## Task material
#####

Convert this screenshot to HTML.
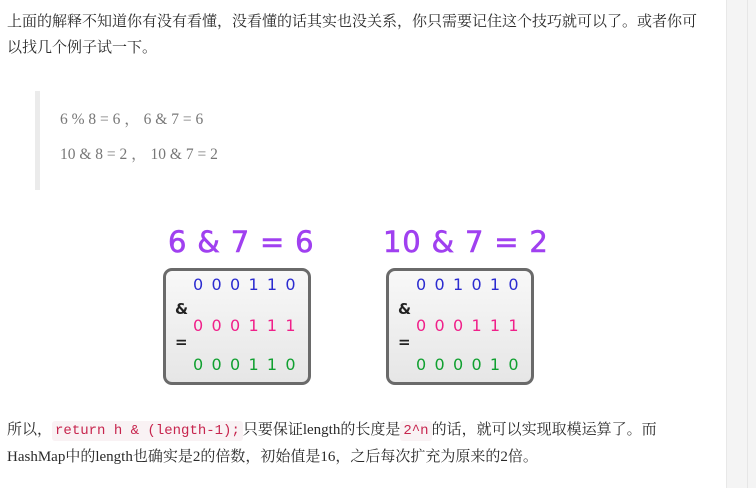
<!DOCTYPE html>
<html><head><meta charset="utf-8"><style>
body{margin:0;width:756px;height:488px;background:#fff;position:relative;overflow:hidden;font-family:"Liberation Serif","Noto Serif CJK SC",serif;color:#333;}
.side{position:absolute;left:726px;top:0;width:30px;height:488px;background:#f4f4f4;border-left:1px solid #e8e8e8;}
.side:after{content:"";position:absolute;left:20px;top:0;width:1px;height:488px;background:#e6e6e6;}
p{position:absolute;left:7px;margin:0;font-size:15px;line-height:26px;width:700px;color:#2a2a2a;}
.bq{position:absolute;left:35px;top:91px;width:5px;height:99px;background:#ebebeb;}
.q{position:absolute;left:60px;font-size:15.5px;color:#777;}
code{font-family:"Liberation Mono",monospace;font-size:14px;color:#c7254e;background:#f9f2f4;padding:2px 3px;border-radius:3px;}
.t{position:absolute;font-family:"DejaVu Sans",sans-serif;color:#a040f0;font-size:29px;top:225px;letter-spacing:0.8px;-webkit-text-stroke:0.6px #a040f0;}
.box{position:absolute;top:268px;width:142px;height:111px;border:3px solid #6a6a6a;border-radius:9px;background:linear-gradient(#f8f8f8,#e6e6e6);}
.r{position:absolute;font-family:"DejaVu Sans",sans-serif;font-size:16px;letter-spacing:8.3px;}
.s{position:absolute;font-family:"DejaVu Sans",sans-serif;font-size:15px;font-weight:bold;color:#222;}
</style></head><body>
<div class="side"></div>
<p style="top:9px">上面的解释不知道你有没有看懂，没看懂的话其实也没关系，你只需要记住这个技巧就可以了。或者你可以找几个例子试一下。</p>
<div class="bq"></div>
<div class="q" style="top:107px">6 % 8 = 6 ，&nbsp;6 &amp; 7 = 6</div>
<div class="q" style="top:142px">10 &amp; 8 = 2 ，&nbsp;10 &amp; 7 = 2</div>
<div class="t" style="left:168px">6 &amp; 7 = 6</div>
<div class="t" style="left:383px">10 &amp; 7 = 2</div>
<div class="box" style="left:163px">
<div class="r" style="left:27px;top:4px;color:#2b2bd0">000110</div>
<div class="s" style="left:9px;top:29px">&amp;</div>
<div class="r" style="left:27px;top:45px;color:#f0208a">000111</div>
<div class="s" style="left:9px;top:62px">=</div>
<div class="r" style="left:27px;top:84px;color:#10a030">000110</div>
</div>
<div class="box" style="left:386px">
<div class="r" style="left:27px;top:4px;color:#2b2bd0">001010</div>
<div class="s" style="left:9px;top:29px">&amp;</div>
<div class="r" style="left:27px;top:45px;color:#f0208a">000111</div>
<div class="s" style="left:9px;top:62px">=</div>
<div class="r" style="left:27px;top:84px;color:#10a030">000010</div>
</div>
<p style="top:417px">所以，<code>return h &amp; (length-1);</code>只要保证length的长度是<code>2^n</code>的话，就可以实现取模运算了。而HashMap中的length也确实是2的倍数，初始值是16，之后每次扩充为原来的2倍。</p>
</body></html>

#####

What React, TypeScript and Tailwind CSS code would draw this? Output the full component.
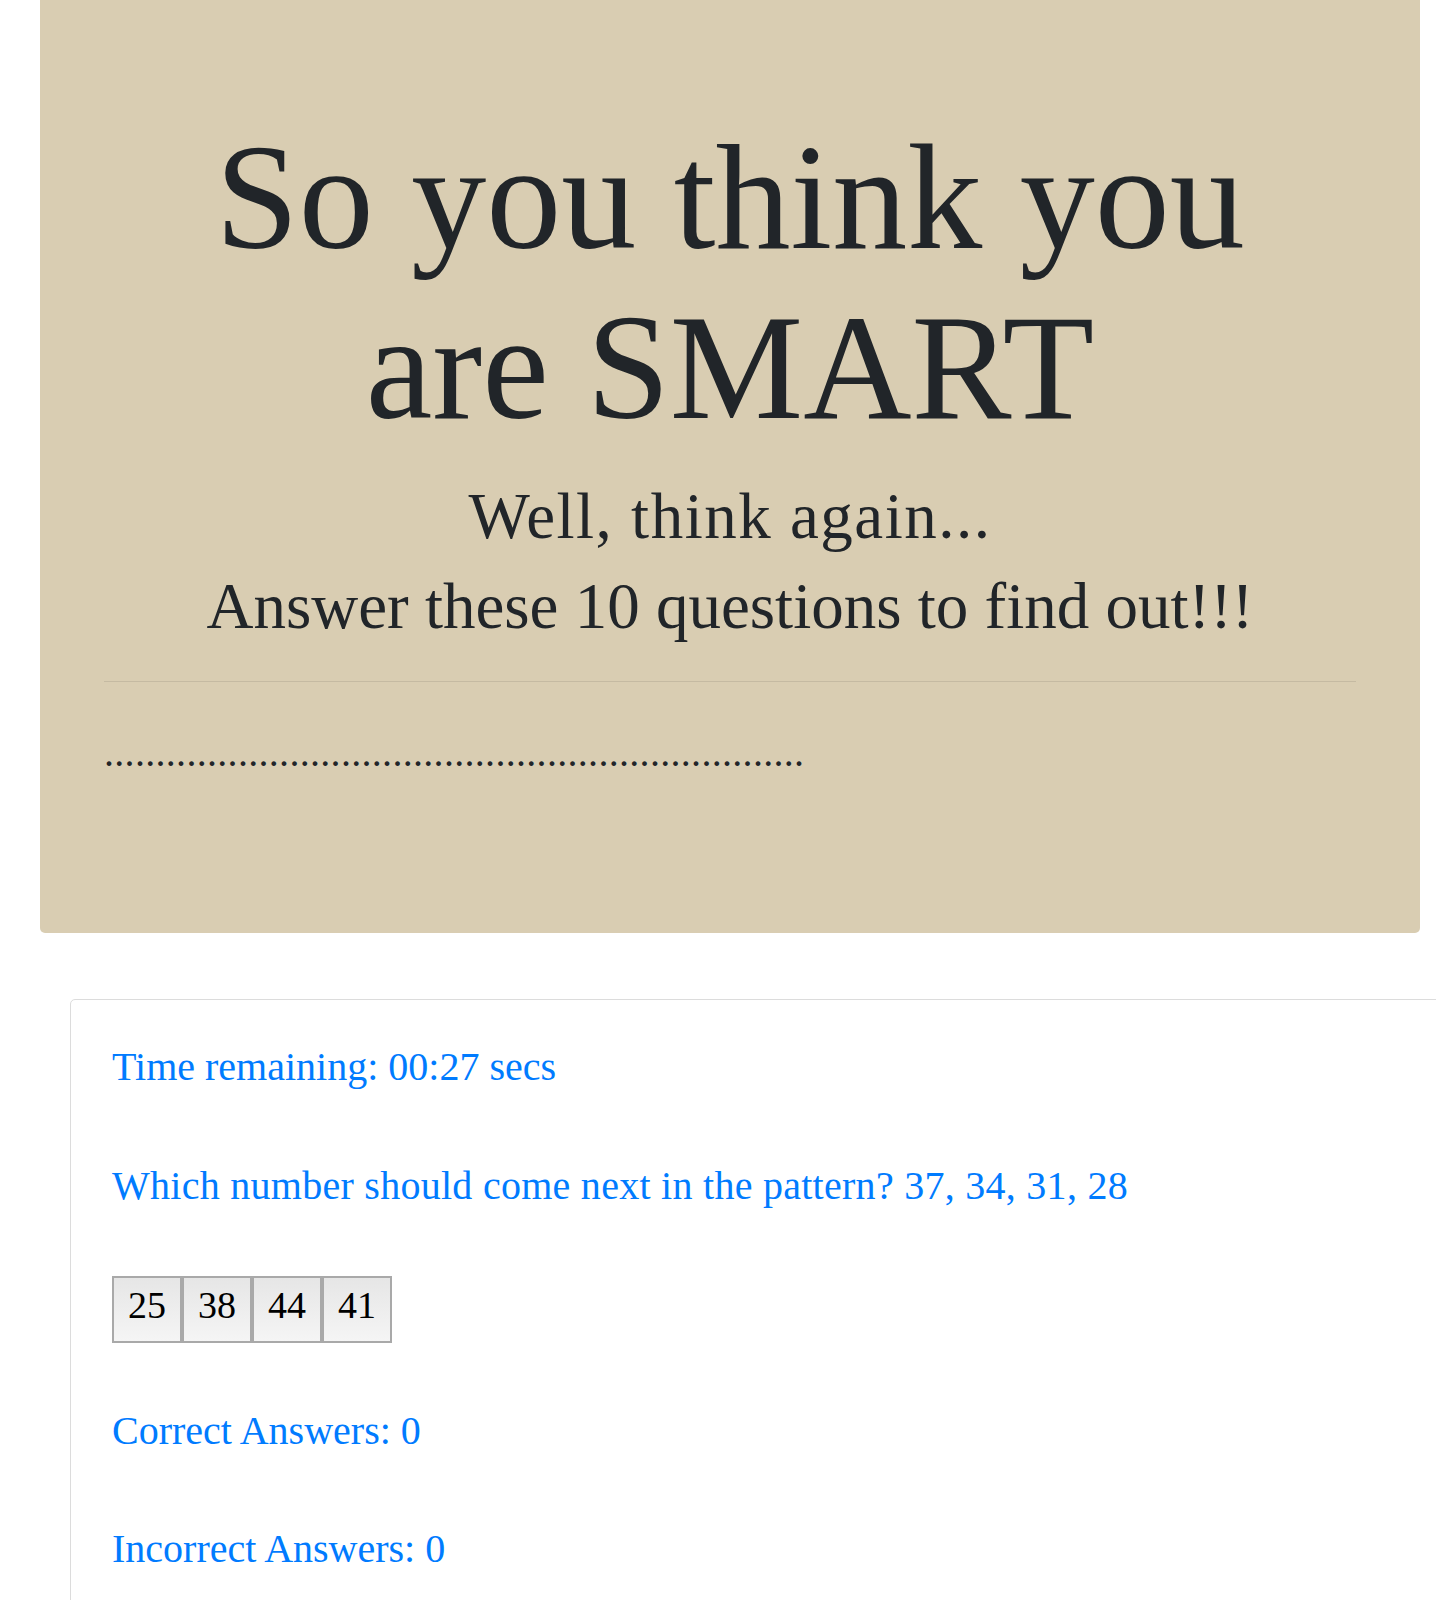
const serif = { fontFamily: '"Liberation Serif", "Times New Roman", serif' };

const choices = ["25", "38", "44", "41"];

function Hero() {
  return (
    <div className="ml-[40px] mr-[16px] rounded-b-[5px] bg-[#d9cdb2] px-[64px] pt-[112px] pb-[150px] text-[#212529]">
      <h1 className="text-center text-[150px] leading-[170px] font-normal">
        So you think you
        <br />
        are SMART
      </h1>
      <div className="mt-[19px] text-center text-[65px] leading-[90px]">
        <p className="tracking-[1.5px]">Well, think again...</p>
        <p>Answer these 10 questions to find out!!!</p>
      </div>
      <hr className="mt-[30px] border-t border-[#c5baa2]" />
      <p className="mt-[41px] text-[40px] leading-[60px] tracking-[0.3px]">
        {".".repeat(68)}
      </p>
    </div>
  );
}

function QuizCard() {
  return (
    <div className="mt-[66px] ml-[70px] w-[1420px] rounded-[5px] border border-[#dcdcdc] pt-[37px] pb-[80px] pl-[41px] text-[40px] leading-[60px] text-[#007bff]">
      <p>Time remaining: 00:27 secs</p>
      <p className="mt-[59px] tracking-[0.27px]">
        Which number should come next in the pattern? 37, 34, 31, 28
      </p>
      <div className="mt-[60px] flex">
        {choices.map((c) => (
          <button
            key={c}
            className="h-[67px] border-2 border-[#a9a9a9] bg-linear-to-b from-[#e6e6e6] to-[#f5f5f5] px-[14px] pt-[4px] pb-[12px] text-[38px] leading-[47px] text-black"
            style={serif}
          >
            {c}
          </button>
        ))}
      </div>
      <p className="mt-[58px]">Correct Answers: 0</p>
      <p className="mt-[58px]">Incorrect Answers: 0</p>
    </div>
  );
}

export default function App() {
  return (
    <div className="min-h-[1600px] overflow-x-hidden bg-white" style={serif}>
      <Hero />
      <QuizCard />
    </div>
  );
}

#####

## Exercise objective
Gather up the lines containing the word "code" from these records and copy them.

## Right answer
code{font-family:"Liberation Mono",monospace;font-size:14px;color:#c7254e;background:#f9f2f4;padding:2px 3px;border-radius:3px;}
<p style="top:417px">所以，<code>return h &amp; (length-1);</code>只要保证length的长度是<code>2^n</code>的话，就可以实现取模运算了。而HashMap中的length也确实是2的倍数，初始值是16，之后每次扩充为原来的2倍。</p>
What React, TypeScript and Tailwind CSS code would draw this? Output the full component.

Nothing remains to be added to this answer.